# Calculate Overlapping Area of $2$-Dimensional Shapes

I am running a Computer Simulation where 2 Shapes are moving towards each other and will eventually overlap. I want to calculate the overlapping Area of the shapes - in this example a Circle and a Square in a $$2$$-Dimensional Room.

Let's describe the Circle as $$(x_r, y_r, r)$$ and the square as $$(x_s, y_s, w, h)$$.

Unfortunately I don't find the hint that shows me how to start approaching this problem. How do I start solving this problem?

• Well there is not much context though – ElHombre Jan 11 '19 at 8:49
• @ElHombre What's your motivation for asking this question? – Toby Mak Jan 11 '19 at 9:45
• I want to use a specific area size as a trigger. As the idea is that The objects and movements can be set randomly The mentioned Parameters are the only that I can determine for that moment. I think I could also get the Points of Intersection, that might make things easier, won't it? – ElHombre Jan 15 '19 at 2:43

Hint:

This is a pretty complex problem as there are many possible cases, but you can address it in a manageable way by the sweepline approach.

Draw horizontals by the square corners and by the N and S pole of the circle. The two shapes delimit line segments on these horizontals, and finding the intersection of two segments is trivial. When you go down from one line to the next, if the endpoints switch position, you have an intersection between the circle and the square outlines.

Scanning all horizontals in turn, you can follow the outline of the intersection shape, and as you go you describe curvilinear trapezoids (the oblique sides are circular arcs).
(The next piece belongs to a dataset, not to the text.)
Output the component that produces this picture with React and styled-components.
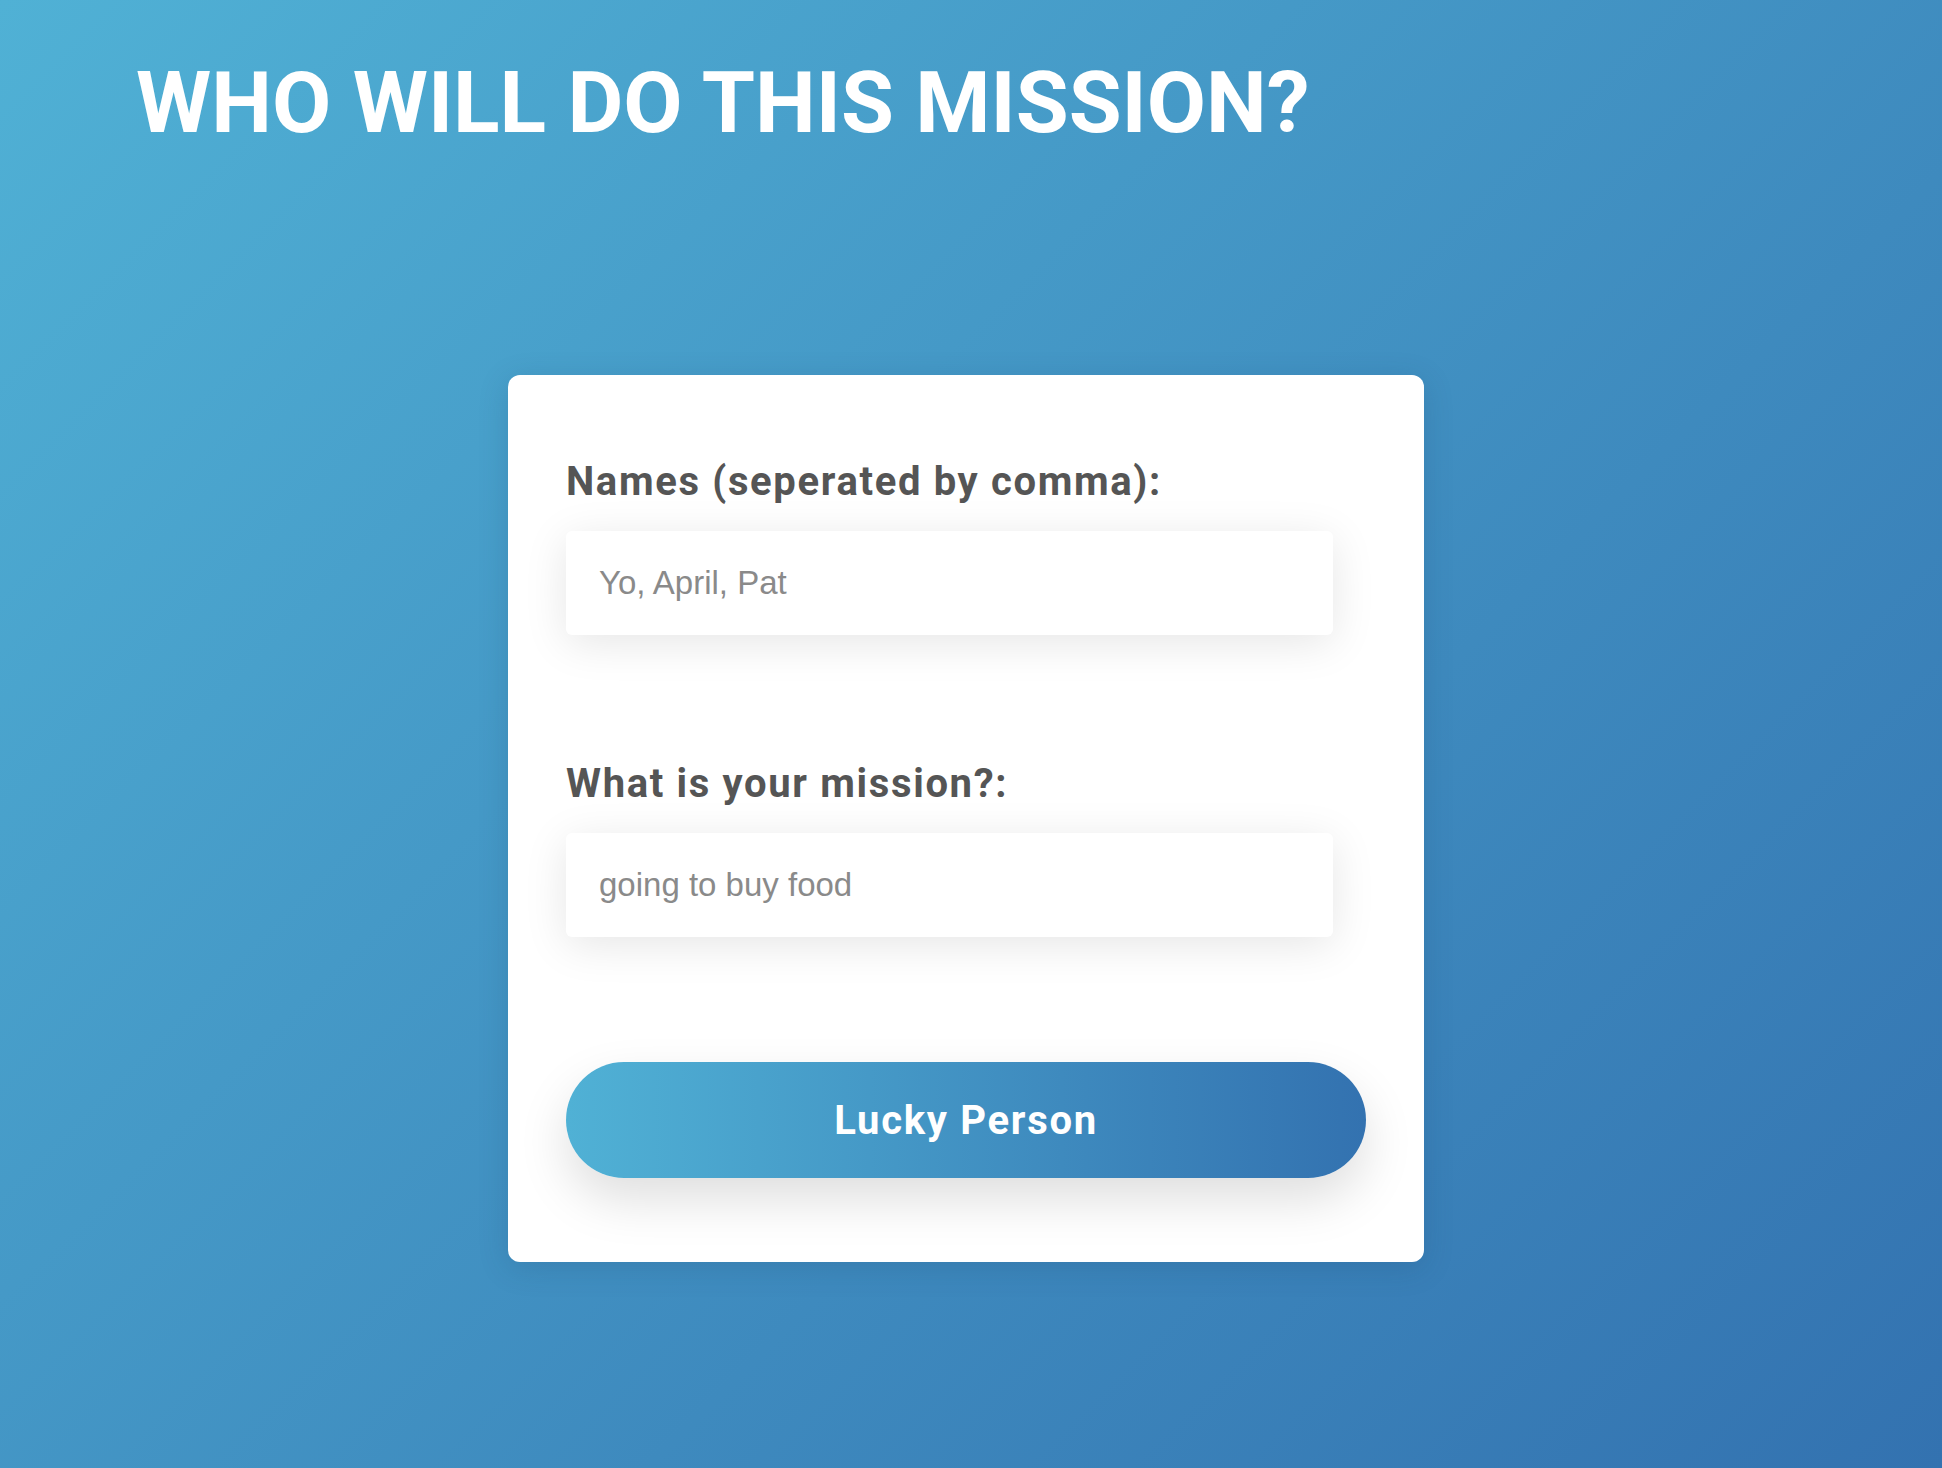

Now it "suffices" to accumulate the areas of these trapezoids, using the standard formula, corrected with the areas of circular segments.

Warning:

The criterion "if the endpoints switch position" is not sufficient. You can very well have a large arc which is intersected twice by a vertical side, so that the endpoints switch position twice. So it is safer to write a test that explicitly looks for intersections between an arc and a vertical line in the current vertical span.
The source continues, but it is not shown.